The OFHEO Report found that Fannie Mae's accounting was not always consistent
with generally accepted accounting principles (GAAP) and was motivated by the
corporation's management's desire to paint Fannie Mae as a "consistent
generator of stable and growing earnings," and by a compensation arrangement
that rewarded management for meeting earnings goals.
The report submitted to the Special Review Committee (SRC) last month is over 2,600 pages long and we admit that we did not read it. We did, however, manager to slog through most of the 34 page Executive Summary (is there a media equivalent of a Purple Heart?) and found the following.
The principal investigators determined that Fannie Mae's the accounting irregularities were not tied to any attempts to garner executive bonuses but that historical accounting practices, internal controls, corporate governance, and structure prior to 2005 were flawed as follows:
- Management's accounting practices were generally not consistent with GAAP
and, in many cases management was aware of the deviations. The departures
were often justified because of perceived needs to accommodate system inadequacies,
the unique nature of Fannie Mae's business or "substance over form" arguments.
The report gave as examples the Corporation's attempt to minimize earnings
volatility and to avoid having to make investments in new systems to accommodate
GAAP or impairment write-downs that would have been required under GAAP for
- The investigators did not, other than in one instance in 1998, find evidence
supporting the conclusion that management's departure from GAAP were motivated
by a desire to maximize bonuses but did find evidence that certain accounting
practices were employed to demonstrate stable earnings growth, avoid stated
income volatility, and achieve forecasted earnings.

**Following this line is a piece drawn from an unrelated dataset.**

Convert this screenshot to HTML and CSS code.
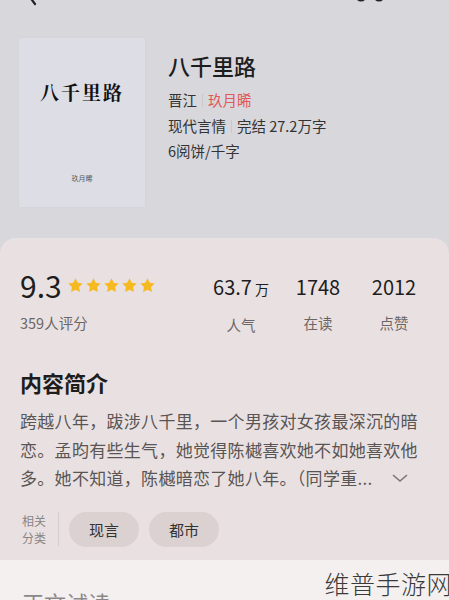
FILE: index.html
```html
<!DOCTYPE html>
<html lang="zh-CN">
  <head>
    <meta charset="UTF-8" />
    <meta name="viewport" content="width=device-width, initial-scale=1.0" />
    <title>八千里路</title>
    <link rel="stylesheet" href="styles.css">
  </head>
  <body>
    <div class="page">
      <div class="topbar">
        <svg class="back-icon" width="12" height="20" viewBox="0 0 12 20">
          <path d="M9 2 L3 10 L9 18" fill="none" stroke="#222" stroke-width="2.2" stroke-linecap="round" />
        </svg>
        <svg class="more-icon" width="34" height="20" viewBox="0 0 34 20">
          <circle cx="8" cy="10" r="4.5" fill="none" stroke="#222" stroke-width="2.2" />
          <circle cx="26" cy="10" r="4.5" fill="none" stroke="#222" stroke-width="2.2" />
        </svg>
      </div>

      <div class="book">
        <div class="cover">
          <div class="cover-title">八千里路</div>
          <div class="cover-author">玖月晞</div>
        </div>
        <div class="info">
          <h1 class="title">八千里路</h1>
          <div class="meta">晋江<span class="sep"></span><span class="author">玖月晞</span></div>
          <div class="meta">现代言情<span class="sep"></span>完结 27.2万字</div>
          <div class="meta">6阅饼/千字</div>
        </div>
      </div>

      <div class="card">
        <div class="stats-row">
          <div class="rating">
            <div class="score">9.3
              <span class="stars">
                <svg viewBox="0 0 20 20"><path d="M10 1.5l2.6 5.4 5.8.8-4.2 4.1 1 5.8L10 14.9l-5.2 2.7 1-5.8L1.6 7.7l5.8-.8z" /></svg>
                <svg viewBox="0 0 20 20"><path d="M10 1.5l2.6 5.4 5.8.8-4.2 4.1 1 5.8L10 14.9l-5.2 2.7 1-5.8L1.6 7.7l5.8-.8z" /></svg>
                <svg viewBox="0 0 20 20"><path d="M10 1.5l2.6 5.4 5.8.8-4.2 4.1 1 5.8L10 14.9l-5.2 2.7 1-5.8L1.6 7.7l5.8-.8z" /></svg>
                <svg viewBox="0 0 20 20"><path d="M10 1.5l2.6 5.4 5.8.8-4.2 4.1 1 5.8L10 14.9l-5.2 2.7 1-5.8L1.6 7.7l5.8-.8z" /></svg>
                <svg viewBox="0 0 20 20"><path d="M10 1.5l2.6 5.4 5.8.8-4.2 4.1 1 5.8L10 14.9l-5.2 2.7 1-5.8L1.6 7.7l5.8-.8z" /></svg>
              </span>
            </div>
            <div class="label">359人评分</div>
          </div>
          <div class="stats">
            <div class="stat">
              <div class="num">63.7<small>万</small></div>
              <div class="label">人气</div>
            </div>
            <div class="stat">
              <div class="num">1748</div>
              <div class="label">在读</div>
            </div>
            <div class="stat">
              <div class="num">2012</div>
              <div class="label">点赞</div>
            </div>
          </div>
        </div>

        <h2 class="section-title">内容简介</h2>
        <p class="summary">跨越八年，跋涉八千里，一个男孩对女孩最深沉的暗恋。孟昀有些生气，她觉得陈樾喜欢她不如她喜欢他多。她不知道，陈樾暗恋了她八年。（同学重...<svg class="chevron" width="18" height="12" viewBox="0 0 18 12"><path d="M2 3 L9 9 L16 3" fill="none" stroke="#777" stroke-width="1.6" /></svg></p>

        <div class="tags">
          <div class="tags-label">相关<br />分类</div>
          <span class="tag">现言</span>
          <span class="tag">都市</span>
        </div>
      </div>

      <div class="reading">
        <div class="reading-title">正文试读</div>
      </div>

      <div class="watermark">维普手游网</div>
    </div>
  </body>
</html>
```

FILE: styles.css
```css
body {
  margin: 0;
  padding: 0;
  background-color: #d8d7dc;
  font-family: "Noto Sans CJK SC", "Noto Sans", sans-serif;
  color: #222;
}

.page {
  position: relative;
  width: 449px;
  height: 600px;
  overflow: hidden;
}

/* Top bar, mostly scrolled away */
.topbar {
  height: 6px;
  display: flex;
  justify-content: space-between;
  align-items: flex-end;
  padding: 0 62px 0 26px;
  overflow: hidden;
}

.topbar svg {
  display: block;
  flex-shrink: 0;
}

/* Book header */
.book {
  display: flex;
  gap: 23px;
  padding: 32px 0 0 19px;
}

.cover {
  width: 126px;
  height: 169px;
  background-color: #dddee5;
  box-shadow: 0 0 3px rgba(0, 0, 0, 0.04);
  display: flex;
  flex-direction: column;
  align-items: center;
}

.cover-title {
  margin-top: 40px;
  font-family: "Noto Serif CJK SC", "Noto Sans CJK SC", serif;
  font-weight: bold;
  font-size: 19px;
  letter-spacing: 2px;
  color: #111;
}

.cover-author {
  margin-top: 68px;
  font-size: 7px;
  color: #555;
}

.info {
  padding-top: 12px;
}

.title {
  margin: 0;
  font-size: 22px;
  font-weight: 500;
  line-height: 30px;
  color: #1d1d1d;
}

.meta {
  font-size: 14.5px;
  line-height: 25.5px;
  color: #333;
}

.info .meta:first-of-type {
  margin-top: 7px;
}

.sep {
  display: inline-block;
  width: 1px;
  height: 13px;
  margin: 0 5px;
  vertical-align: -1px;
  background-color: #c9c9cc;
}

.author {
  color: #e0585a;
}

/* Detail card */
.card {
  margin-top: 31px;
  padding: 29px 17px 0 20px;
  background-color: #e9e1e1;
  border-radius: 16px 16px 0 0;
  height: 322px;
  box-sizing: border-box;
}

.stats-row {
  display: flex;
  justify-content: space-between;
}

.score {
  display: flex;
  align-items: center;
  font-size: 30px;
  line-height: 36px;
  color: #1d1d1d;
}

.stars {
  display: flex;
  gap: 1px;
  margin-left: 5px;
}

.stars svg {
  width: 17px;
  height: 17px;
  fill: #f5b922;
}

.label {
  margin-top: 10px;
  font-size: 14.5px;
  line-height: 20px;
  color: #6b6666;
}

.stats {
  display: grid;
  grid-template-columns: 78px 76px 76px;
}

.stat {
  text-align: center;
}

.num {
  font-size: 20px;
  line-height: 40px;
  color: #1d1d1d;
}

.stat .label {
  margin-top: 6px;
}

.num small {
  font-size: 14px;
  margin-left: 3px;
}

.section-title {
  margin: 33px 0 0 0;
  font-size: 22px;
  font-weight: bold;
  line-height: 28px;
  color: #1d1d1d;
}

.summary {
  margin: 11px 0 0 0;
  font-size: 17px;
  line-height: 28.5px;
  letter-spacing: 0.3px;
  color: #5a5555;
}

.chevron {
  margin-left: 18px;
  vertical-align: 1px;
}

.tags {
  display: flex;
  align-items: center;
  margin-top: 19px;
}

.tags-label {
  font-size: 12px;
  line-height: 17px;
  color: #8a8585;
  padding: 0 12px 0 2px;
  border-right: 1px solid #d6cdcd;
  margin-right: 10px;
}

.tag {
  width: 70px;
  height: 35px;
  line-height: 35px;
  text-align: center;
  margin-right: 10px;
  border-radius: 18px;
  background-color: #dbd1d1;
  font-size: 15px;
  color: #333;
}

/* Trial reading section */
.reading {
  height: 40px;
  background-color: #f4f0f0;
  padding: 27px 0 0 22px;
  box-sizing: border-box;
}

.reading-title {
  font-size: 22px;
  line-height: 30px;
  color: #8c8888;
}

/* Site watermark over the page */
.watermark {
  position: absolute;
  right: -3px;
  top: 565px;
  font-size: 25px;
  font-weight: 300;
  letter-spacing: 0.5px;
  color: #3a3a3a;
}
```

- Employees who occupied critical financial reporting and auditing functions
at Fannie Mae were generally unqualified to fulfill those functions or failed
to carry out their responsibilities. This was particularly true of senior
officials in the Controller's Office and the Office of Auditing, and the resources
devoted to accounting, financial reporting, and audit were insufficient for
the tasks at hand.
- Management provided information to the Board of Directors about accounting,
financial reporting, and audits that was incomplete and even misleading. The
report was particularly critical of the roll of Timothy Howard in this respect.
- Accounting systems were "grossly inadequate." This was most notable in the investigator's review of the Corporations accounting of premiums and discount amortization, but several other operations were also questioned.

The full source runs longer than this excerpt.